Cabe apontar ainda que a política monetária restritiva, caracterizada pela elevação da taxa de juros, não apenas contribui para o baixo crescimento, como também acentua a desigualdade de renda. Nesse sentido, a alta rentabilidade dos ativos financeiros beneficia principalmente os detentores da riqueza financeira, enquanto a população em geral sofre com a perda do poder aquisitivo e a redução das oportunidades de investimento. Essa dinâmica contribui para a fragilização do contrato social e a perda de legitimidade da democracia.
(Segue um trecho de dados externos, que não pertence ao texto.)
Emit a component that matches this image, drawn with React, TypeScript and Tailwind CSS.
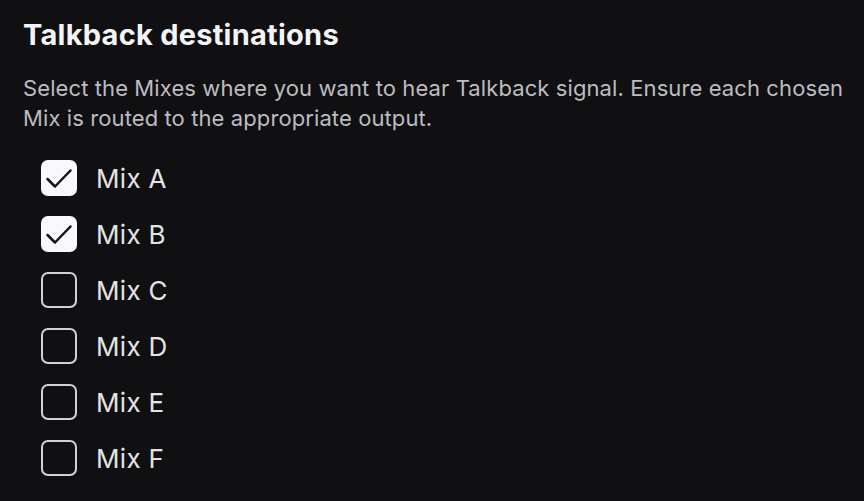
import React, { useState } from "react";

const mixes = ["A", "B", "C", "D", "E", "F"];

export default function App() {
  const [checked, setChecked] = useState<Record<string, boolean>>({ A: true, B: true });
  return (
    <div
      className="w-[864px] h-[501px] bg-[#101012] text-white pl-[23px] pt-[16px] overflow-hidden"
      style={{ fontFamily: "Inter, 'Noto Sans', sans-serif" }}
    >
      <h1 className="text-[29px] font-bold leading-[38px] text-[#f4f4f6] tracking-[0.25px]">Talkback destinations</h1>
      <p className="mt-[19px] text-[22px] leading-[30px] text-[#bcbcc1] w-[830px] tracking-[0.1px]">
        Select the Mixes where you want to hear Talkback signal. Ensure each chosen Mix is routed to the appropriate output.
      </p>
      <div className="mt-[27px] flex flex-col gap-[20px] pl-[18px]">
        {mixes.map((m) => {
          const on = !!checked[m];
          return (
            <label key={m} className="flex items-center gap-[19px] cursor-pointer h-[36px]">
              <button
                type="button"
                onClick={() => setChecked({ ...checked, [m]: !on })}
                className={
                  on
                    ? "relative w-[36px] h-[36px] rounded-[7px] bg-[#f9f9fb] shrink-0"
                    : "relative w-[36px] h-[36px] rounded-[7px] border-[2px] border-[#d2d2d4] shrink-0"
                }
              >
                {on && (
                  <svg className="absolute inset-0" width="36" height="36" viewBox="0 0 36 36" fill="none">
                    <path d="M6.5 19 L14 26.5 L29.5 10.5" stroke="#141416" strokeWidth="2.5" strokeLinecap="round" strokeLinejoin="round" />
                  </svg>
                )}
              </button>
              <span className="text-[26px] leading-[36px] text-[#e4e4e6] tracking-[0.3px] pt-[2px]">Mix {m}</span>
            </label>
          );
        })}
      </div>
    </div>
  );
}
Os formuladores de políticas econômicas devem revisitar as reflexões de Pasinetti, que apontou os efeitos negativos da política de austeridade, adotada para o controle da dívida pública, sobre o crescimento econômico e a organização política das sociedades modernas. A prioridade deve residir em criar condições para um crescimento econômico sustentável e inclusivo. Isso só será possível com a compreensão que os juros altos são, de fato, um dos maiores obstáculos para a recuperação da economia brasileira.
Pasinetti denominou de revenge of the rentier (revanche/vingança dos rentistas) a mudança no padrão de condução da política econômica após 1980, em contraposição à euthanasia of the rentier (eutanásia dos rentistas) descrita por Keynes na década de 30 do século XX. É necessário retomar no país a discussão sobre o crescimento do investimento produtivo, reduzindo o poder do setor financeiro. Os juros elevados favorecem os rentistas e os mais ricos, acentuam a desigualdade de renda e reduzem o crescimento. Essa dinâmica contribui para a fragilização do contrato social e a perda de legitimidade da democracia. Um novo arranjo de políticas econômicas é necessário para viabilizar maiores taxas de crescimento econômico e reduzir as desigualdades e com isso propiciar o pleno desenvolvimento das pessoas e da sociedade brasileira.